Finally, Fig. 2d presents a model in which the timing of semantic access is not affected by activation at the lexical level, but the peak activation is. In this model, semantic activation begins after a constant delay across words, regardless of their lexical access profiles, and it increases with the same speed. However, the peak magnitude of semantic activation is dependent on degree of lexical access. This is subtly different from the prediction in 2b, in which the timing of semantic activation is affected by word-form competition. In this hypothesis, activation of the semantic networks of LD words reaches a higher peak; however, the speed at which semantic access occurs is independent of phonological competition. While both this model and 2b predict a greater peak magnitude for LD words, the primary difference is in whether the speed at which activation grows is affected by competition. While this hypothesis is logically possible, it lacks strong theoretical support as there are no approaches to lexical access suggesting a fixed delay before semantic networks are accessed.

Each of these accounts predicts slower reaction times for HD words in semantic priming lexical decision tasks (e.g., Marslen-Wilson, 1990) as each possesses periods when activation for the semantically related items in LD conditions exceeds that in HD conditions. The VWP can help disentangle these predictions by measuring semantic priming over time.

Methods

Design

Neighborhood density (Luce & Pisoni, 1998) was used to manipulate phonological competition. Target stimuli were 72 monosyllabic words, divided evenly into two non-overlapping sets of lexical density distributions. Frequency-weighted neighborhood density was measured from phonological transcriptions of the Kucera and Francis (1967) database (the sum of the log frequencies of all neighbors formed by a one-phoneme change; Luce & Pisoni, 1998). LD words had a density between 0 and 42 (M = 19.47), and HD words were between 58 and 197 (M = 97.12). The distributions also differed significantly by raw number of neighbors (t(36) = 1.99, p < .0001). LD words had between 1 and 30 neighbors (only one word had more than 19 neighbors; M = 9.25), and HD words had between 13 and 35 neighbors (M = 23.97). The words did not differ on average frequency (LD = 29.83, HD = 38.11; t < 1).

For each target item, a semantically related word was selected based on association strength values of the South Florida Free Association Norms (Nelson, McEvoy, & Schreiber, 1998). There was no difference in association strength between the semantically related and target words between density conditions (t < 1), nor was there a difference in the frequency (t(70) = 1.52; p = .13) or number of syllables of the semantically related word (t < 1). An additional 144 items were chosen as unrelated fillers. Filler items were semantically and phonologically unrelated to the target and semantically related stimuli.

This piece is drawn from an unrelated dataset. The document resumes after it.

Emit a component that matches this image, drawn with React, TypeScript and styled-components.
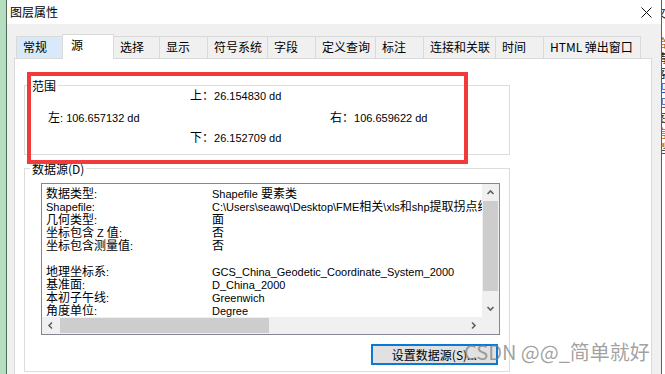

Previous work suggests that conceptually similar words show greater priming than associatively related items (Huettig & Altmann, 2005). It was important to ensure that our effects could not result from differences in type of semantic relations between words across the HD and LD conditions, as it is possible that priming of associatively related words and conceptually related words may unfold via different time courses. Thus, we analyzed the similarity of the words using the WordNet::Similarity (Pederson, Patwardhan, & Michelizzi, 2004) software, which measures similarity based on the number of edges between senses of words (Fellbaum, 1998). There was no difference in semantic similarity between the semantically related words in the HD and LD conditions (t < 1).

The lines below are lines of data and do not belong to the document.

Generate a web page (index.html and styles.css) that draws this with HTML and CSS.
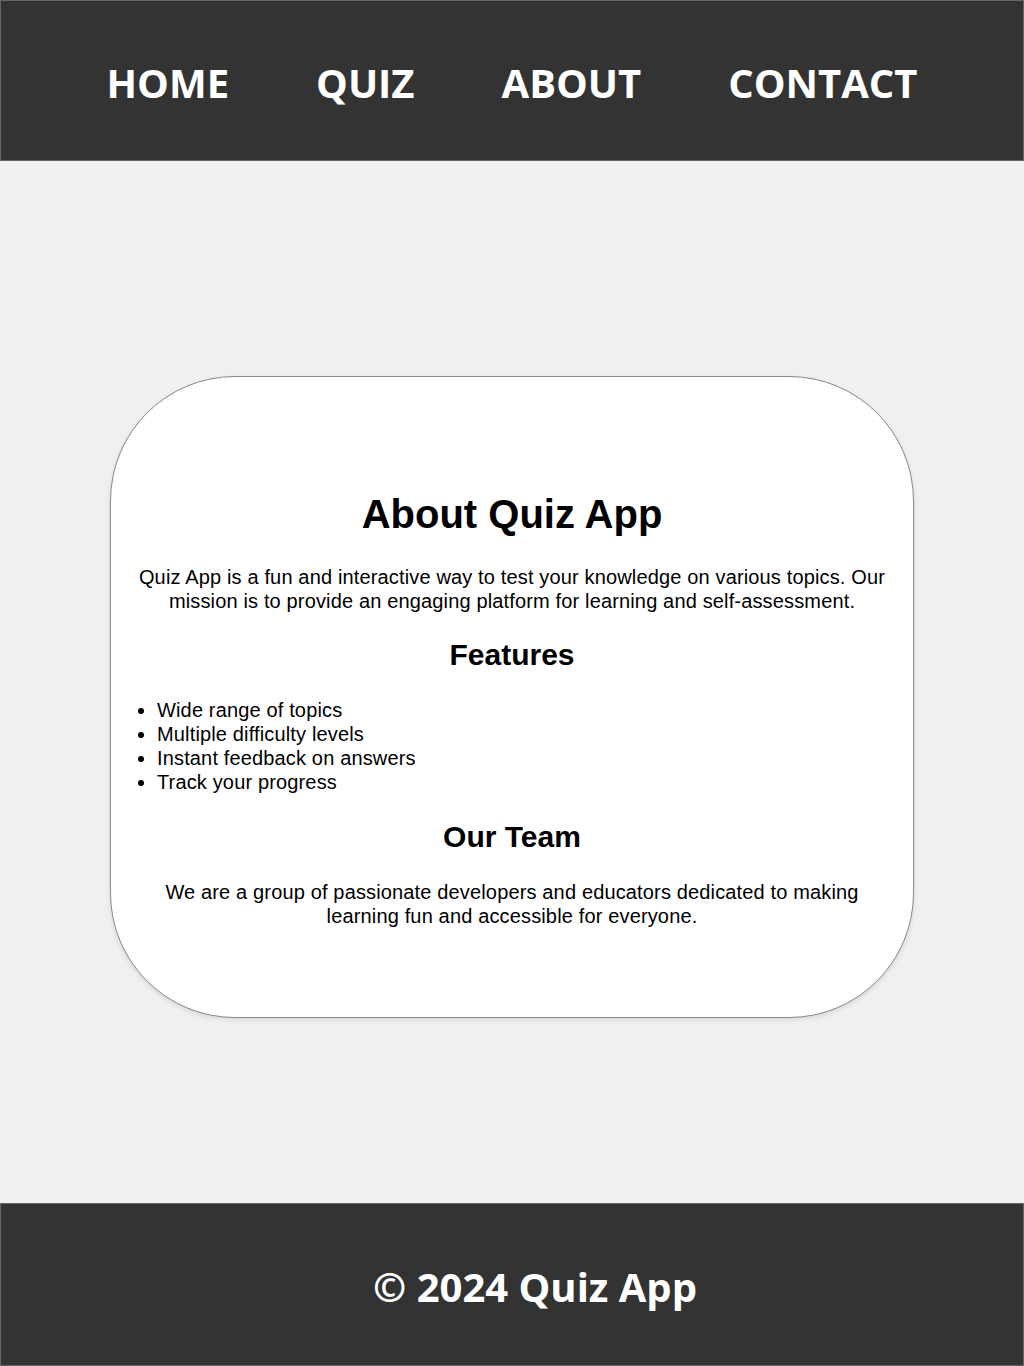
FILE: index.html
```html
<!DOCTYPE html>
<html lang="en">
<head>
    <meta charset="UTF-8">
    <meta name="viewport" content="width=device-width, initial-scale=1.0">
    <title>About - Quiz App</title>
    <link rel="stylesheet" href="styles.css">
</head>
<body>
    <header class="site-header">
        <nav>
            <ul class="nav-links">
                <li><a href="#">HOME</a></li>
                <li><a href="#">QUIZ</a></li>
                <li><a href="#">ABOUT</a></li>
                <li><a href="#">CONTACT</a></li>
            </ul>
        </nav>
    </header>

    <main class="page-content">
        <section class="about-card">
            <h1>About Quiz App</h1>
            <p>Quiz App is a fun and interactive way to test your knowledge on various topics. Our mission is to provide an engaging platform for learning and self-assessment.</p>

            <h2>Features</h2>
            <ul class="feature-list">
                <li>Wide range of topics</li>
                <li>Multiple difficulty levels</li>
                <li>Instant feedback on answers</li>
                <li>Track your progress</li>
            </ul>

            <h2>Our Team</h2>
            <p>We are a group of passionate developers and educators dedicated to making learning fun and accessible for everyone.</p>
        </section>
    </main>

    <footer class="site-footer">
        <p>&copy; 2024 Quiz App</p>
    </footer>
</body>
</html>
```

FILE: styles.css
```css
body {
    margin: 0;
    font-family: "Liberation Sans", Arial, sans-serif;
    line-height: 1.2;
    background-color: #f0f0f0;
    color: #000;
}

.site-header {
    height: 161px;
    box-sizing: border-box;
    padding-top: 4px;
    background-color: #333;
    border: 1px solid #666;
    display: flex;
    align-items: center;
    justify-content: center;
}

.nav-links {
    list-style: none;
    margin: 0;
    padding: 0;
    display: flex;
    gap: 87px;
}

.nav-links a {
    color: #fff;
    text-decoration: none;
    font-family: "Open Sans", sans-serif;
    font-weight: 700;
    font-size: 40px;
}

.page-content {
    padding: 215px 0 185px;
}

.about-card {
    width: 804px;
    box-sizing: border-box;
    margin: 0 auto;
    padding: 86px 24px 69px;
    background-color: #fff;
    border: 1px solid #888;
    border-radius: 125px;
    box-shadow: 0 2px 5px rgba(0, 0, 0, 0.1);
    text-align: center;
}

.about-card h1 {
    font-size: 40px;
    margin: 0.67em 0;
}

.about-card h2 {
    font-size: 30px;
    margin: 0.83em 0;
}

.about-card p {
    font-size: 20px;
    letter-spacing: 0.15px;
    margin: 1em 0;
}

.feature-list {
    text-align: left;
    font-size: 20px;
    letter-spacing: 0.15px;
    margin: 1em 0;
    padding-left: 22px;
}

.site-footer {
    height: 163px;
    box-sizing: border-box;
    padding: 5px 0 0 46px;
    background-color: #333;
    border: 1px solid #666;
    display: flex;
    align-items: center;
    justify-content: center;
}

.site-footer p {
    margin: 0;
    color: #fff;
    font-family: "Open Sans", sans-serif;
    font-weight: 700;
    font-size: 40px;
}
```
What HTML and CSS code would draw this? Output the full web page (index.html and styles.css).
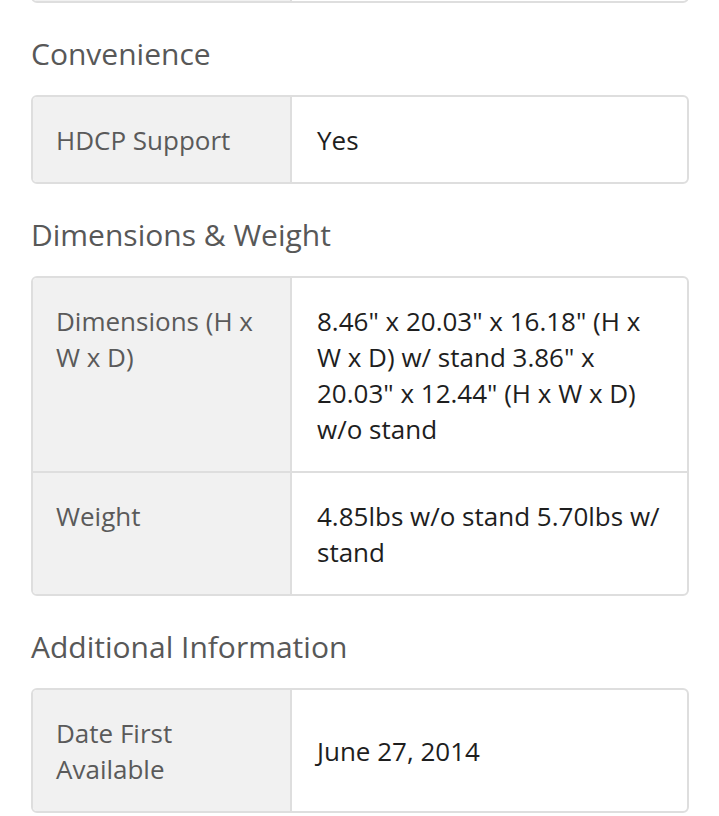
FILE: index.html
```html
<!DOCTYPE html>
<html lang="en">
<head>
<meta charset="utf-8">
<title>Specifications</title>
<link rel="stylesheet" href="styles.css">
</head>
<body>
<main class="page">
  <div class="spec-table spec-table--cut" aria-hidden="true">
    <div class="spec-row spec-row--blank">
      <div class="spec-label"></div>
      <div class="spec-value"></div>
    </div>
  </div>

  <h2 class="section-title">Convenience</h2>
  <div class="spec-table">
    <div class="spec-row">
      <div class="spec-label">HDCP Support</div>
      <div class="spec-value">Yes</div>
    </div>
  </div>

  <h2 class="section-title">Dimensions &amp; Weight</h2>
  <div class="spec-table">
    <div class="spec-row">
      <div class="spec-label">Dimensions (H x W x D)</div>
      <div class="spec-value">8.46" x 20.03" x 16.18" (H x W x D) w/ stand 3.86" x 20.03" x 12.44" (H x W x D) w/o stand</div>
    </div>
    <div class="spec-row">
      <div class="spec-label">Weight</div>
      <div class="spec-value">4.85lbs w/o stand 5.70lbs w/ stand</div>
    </div>
  </div>

  <h2 class="section-title">Additional Information</h2>
  <div class="spec-table">
    <div class="spec-row">
      <div class="spec-label">Date First Available</div>
      <div class="spec-value">June 27, 2014</div>
    </div>
  </div>
</main>
</body>
</html>
```
FILE: styles.css
```css
html, body {
  margin: 0;
  padding: 0;
  background: #ffffff;
}

body {
  font-family: "Open Sans", "Noto Sans", sans-serif;
  -webkit-font-smoothing: antialiased;
}

.page {
  padding: 0 30px 0 31px;
}

.section-title {
  margin: 31px 0 21px;
  font-size: 30px;
  line-height: 40px;
  font-weight: 400;
  color: #585858;
}

.spec-table {
  border: 2px solid #dedede;
  border-radius: 6px;
  overflow: hidden;
}

.spec-table--cut {
  margin-top: -87px;
}

.spec-row {
  display: grid;
  grid-template-columns: 259px 1fr;
  font-size: 26px;
  line-height: 36px;
}

.spec-row--blank {
  height: 86px;
}

.spec-row + .spec-row {
  border-top: 2px solid #dedede;
}

.spec-label {
  background: #f1f1f1;
  color: #5a5a5a;
  padding: 24.5px 25px 24.5px 23px;
  border-right: 2px solid #dedede;
  align-self: stretch;
}

.spec-value {
  color: #1e1e1e;
  padding: 24.5px 25px;
  align-self: center;
}
```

Two types of control trials were randomly interwoven with experimental trials: 36 trials contained pairs of semantically related items, but with neither as the target, and an additional 36 did not contain any semantically-related items.

Stimuli

Visual stimuli were color illustrations of objects taken from a commercial Clipart database. Images were initially selected by committee to be prototypical representations of their lexical targets. All images of targets and semantic associates were then presented to 10 naïve participants, who identified these items in a free response task. Only images appropriately named by seven of ten subjects were included.

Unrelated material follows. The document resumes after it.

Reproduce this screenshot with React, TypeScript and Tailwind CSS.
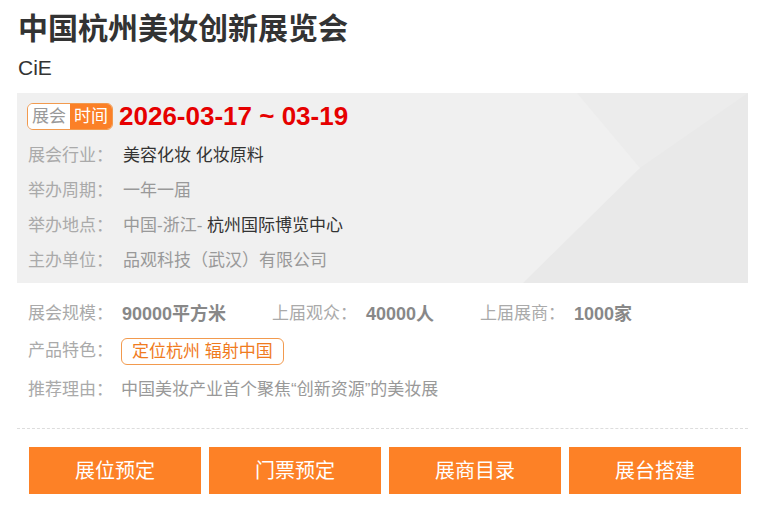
import React from "react";

const font = { fontFamily: '"Liberation Sans", "Noto Sans CJK SC", sans-serif' };

const infoRows = [
  { label: "展会行业：", parts: [{ t: "美容化妆 化妆原料", dark: true }] },
  { label: "举办周期：", parts: [{ t: "一年一届", dark: false }] },
  {
    label: "举办地点：",
    parts: [
      { t: "中国-浙江- ", dark: false },
      { t: "杭州国际博览中心", dark: true },
    ],
  },
  { label: "主办单位：", parts: [{ t: "品观科技（武汉）有限公司", dark: false }] },
];

const stats = [
  { label: "上届观众：", value: "40000人" },
  { label: "上届展商：", value: "1000家" },
];

const buttons = ["展位预定", "门票预定", "展商目录", "展台搭建"];

export default function App() {
  return (
    <div className="w-[760px] h-[514px] bg-white overflow-hidden" style={font}>
      <div className="pl-[17px] pr-[12px] pt-[10px]">
        <h1 className="pl-[1px] text-[30px] leading-[38px] font-bold text-[#333]">
          中国杭州美妆创新展览会
        </h1>
        <div className="pl-[1px] text-[21px] leading-[30px] text-[#333] mt-[5px]">CiE</div>

        {/* info panel */}
        <div className="relative mt-[10px] h-[190px] bg-[#f0f0f0] overflow-hidden">
          <svg
            className="absolute inset-0"
            width="731"
            height="190"
            viewBox="0 0 731 190"
          >
            <polygon points="560,0 731,0 731,95 623,75" fill="#ececec" />
            <polygon points="506,190 623,75 731,0 731,190" fill="#e9e9e9" />
          </svg>
          <div className="relative pl-[10px] pt-[10px]">
            <div className="flex items-center h-[27px]">
              <div className="flex h-[27px] rounded-[6px] border border-[#f29a4e] overflow-hidden text-[17px] leading-[25px]">
                <span className="bg-white text-[#999] px-[4px]">展会</span>
                <span className="bg-[#fb8027] text-white px-[4px]">时间</span>
              </div>
              <span className="ml-[6px] text-[26px] font-bold text-[#e60000] leading-[27px]">
                2026-03-17 ~ 03-19
              </span>
            </div>
            <div className="mt-[8px]">
              {infoRows.map((r) => (
                <div key={r.label} className="flex h-[35px] items-center text-[17px] pl-[1px]">
                  <span className="w-[95px] text-[#aaa]">{r.label}</span>
                  <span className="whitespace-pre">
                    {r.parts.map((p, i) => (
                      <span key={i} className={p.dark ? "text-[#333]" : "text-[#999]"}>
                        {p.t}
                      </span>
                    ))}
                  </span>
                </div>
              ))}
            </div>
          </div>
        </div>

        {/* stats */}
        <div className="pl-[11px] pt-[13px] text-[17px]">
          <div className="flex items-center h-[36px]">
            <span className="w-[94px] text-[#aaa]">展会规模：</span>
            <span className="w-[150px] font-bold text-[#888] text-[18px]">90000平方米</span>
            {stats.map((s) => (
              <React.Fragment key={s.label}>
                <span className="w-[94px] text-[#aaa]">{s.label}</span>
                <span className="w-[114px] font-bold text-[#888] text-[18px]">{s.value}</span>
              </React.Fragment>
            ))}
          </div>
          <div className="flex items-center h-[38px]">
            <span className="w-[93px] text-[#aaa]">产品特色：</span>
            <span className="h-[27px] leading-[25px] px-[10px] border border-[#f29a4e] rounded-[6px] text-[#f07b1e]">
              定位杭州 辐射中国
            </span>
          </div>
          <div className="flex items-center h-[40px]">
            <span className="w-[93px] text-[#aaa]">推荐理由：</span>
            <span className="text-[#999]">中国美妆产业首个聚焦“创新资源”的美妆展</span>
          </div>
        </div>

        <div className="mt-[18px] border-t border-dashed border-[#ddd] w-[731px]" />

        {/* buttons */}
        <div className="flex gap-[8px] pl-[12px] mt-[18px]">
          {buttons.map((b) => (
            <div
              key={b}
              className="w-[172px] h-[47px] bg-[#fd8126] text-white text-[20px] flex items-center justify-center"
            >
              {b}
            </div>
          ))}
        </div>
      </div>
    </div>
  );
}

A male native speaker of American English recorded the auditory stimuli. Words did not differ in overall length between density conditions (LD = 372 ms; HD = 360 ms; t(40) < 1).

Subjects

Sixteen participants from the University of Iowa participated in exchange for partial course credit. None had participated in the free response picture norming test. All were native speakers of American English, had no history of speech or neurological disorders, and reported normal vision and hearing.

Procedure

Participants were tested in a single 1-h session. Eye movements were tracked using a head-mounted SMI EyeLink II. At the beginning of the experiment, the eye-tracker was calibrated using the standard nine-point calibration procedure. Drift correction was performed every 36 trials to account for shifts in head position or tracker movement. Fixations were monitored at 250 Hz and automatically parsed into saccades, fixations, and blinks using the default Eyelink parameters. Adjacent saccades and fixations were combined into a “look,” starting at saccade onset, and ending at the fixation offset (McMurray, Tanenhaus, & Aslin, 2002).

Each trial presented four images, one in each corner of the screen, and a blue fixation dot at the center of the screen. This dot turned red after 500 ms, at which point the participant clicked it to initiate the trial. Once clicked, the dot disappeared, and an auditory stimulus identified the target. Participants then clicked the named picture.

Critical trials contained a target (e.g., ‘horse’), an item semantically related to this target (e.g., ‘saddle’), and two unrelated items (see Appendix). Placement of the target, competitor, and unrelated foils on the screen was randomized across trials. Unrelated items were counterbalanced between subjects, such that unrelated items in high density trials for one half of subjects were then used as low density filler items for the other half of subjects. Thus, effects of density could not arise from differential salience of unrelated items in one condition.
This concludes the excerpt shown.